JEAN: Joint Expression and Audio-guided NeRF-based Talking Face Generation
Sai Tanmay Reddy Chakkera, Aggelina Chatziagapi, Dimitris Samaras
TL;DR
JEAN presents a NeRF based framework for talking face generation that jointly handles lip synchronization to unseen audio and expressive facial transfer while preserving identity. It introduces a self supervised audio encoder and a transformer based expression disentangler to separate speech related lip motion from full face motion, and conditions a dynamic NeRF on these representations for expressive, lip synchronized rendering. Trained on monocular MEAD videos, JEAN achieves state of the art in both expression transfer fidelity and lip synchronization, with ablations confirming the necessity of audio lip alignment and expression disentanglement. The approach offers a scalable path toward high fidelity, controllable talking faces and can be extended to other neural rendering pipelines.
Abstract
We introduce a novel method for joint expression and audio-guided talking face generation.
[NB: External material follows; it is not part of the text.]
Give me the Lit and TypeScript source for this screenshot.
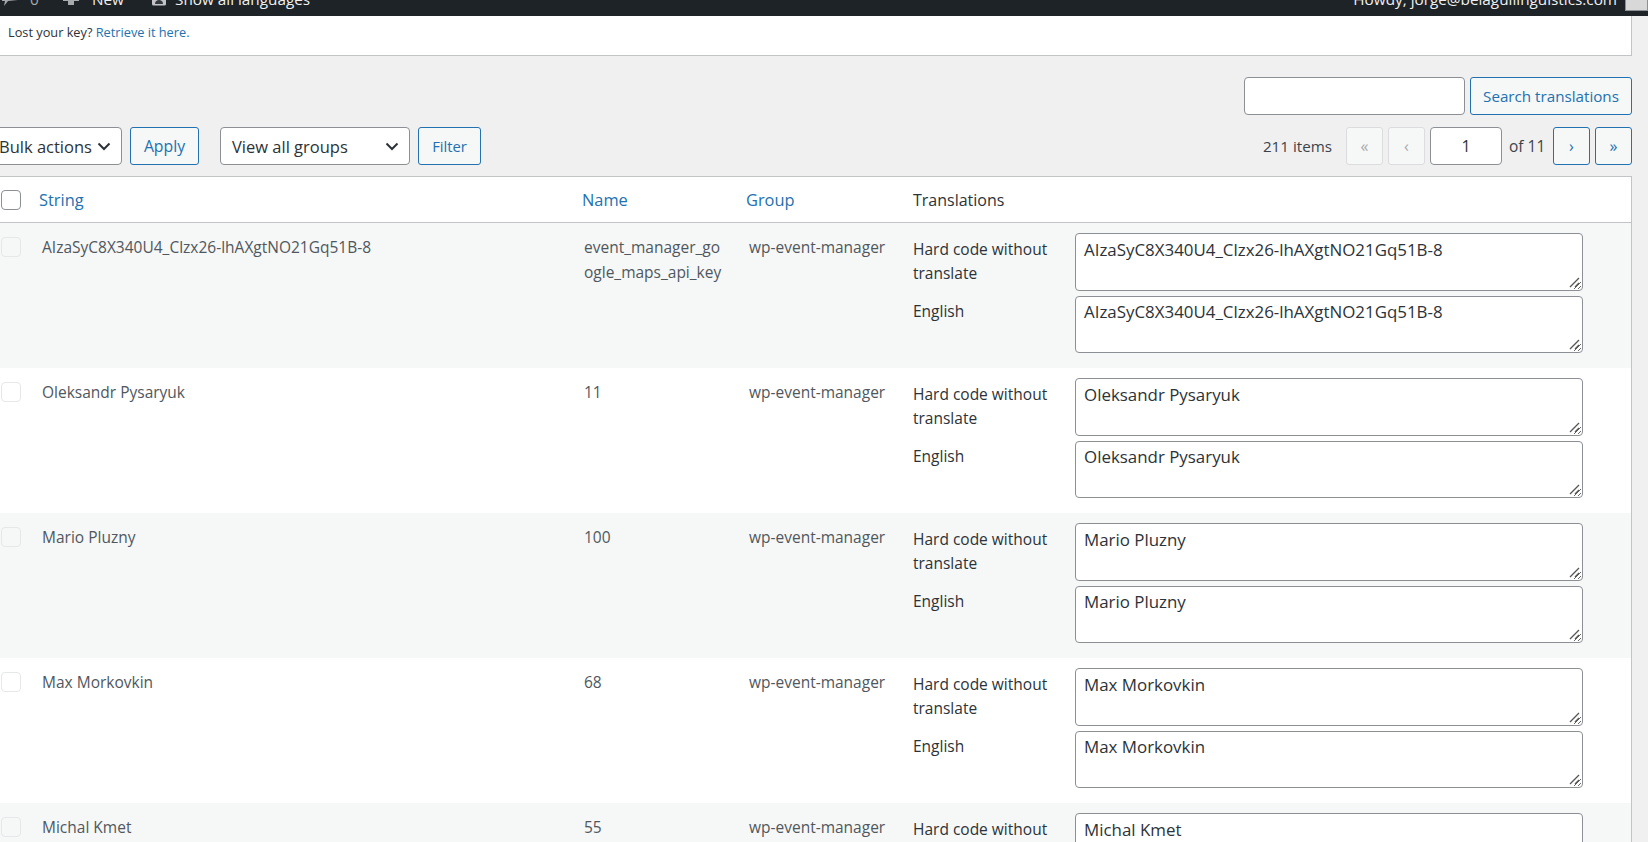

Recent approaches either struggle to preserve the speaker identity or fail to produce faithful facial expressions. To address these challenges, we propose a NeRF-based network. Since we train our network on monocular videos without any ground truth, it is essential to learn disentangled representations for audio and expression. We first learn audio features in a self-supervised manner, given utterances from multiple subjects. By incorporating a contrastive learning technique, we ensure that the learned audio features are aligned to the lip motion and disentangled from the muscle motion of the rest of the face. We then devise a transformer-based architecture that learns expression features, capturing long-range facial expressions and disentangling them from the speech-specific mouth movements. Through quantitative and qualitative evaluation, we demonstrate that our method can synthesize high-fidelity talking face videos, achieving state-of-the-art facial expression transfer along with lip synchronization to unseen audio.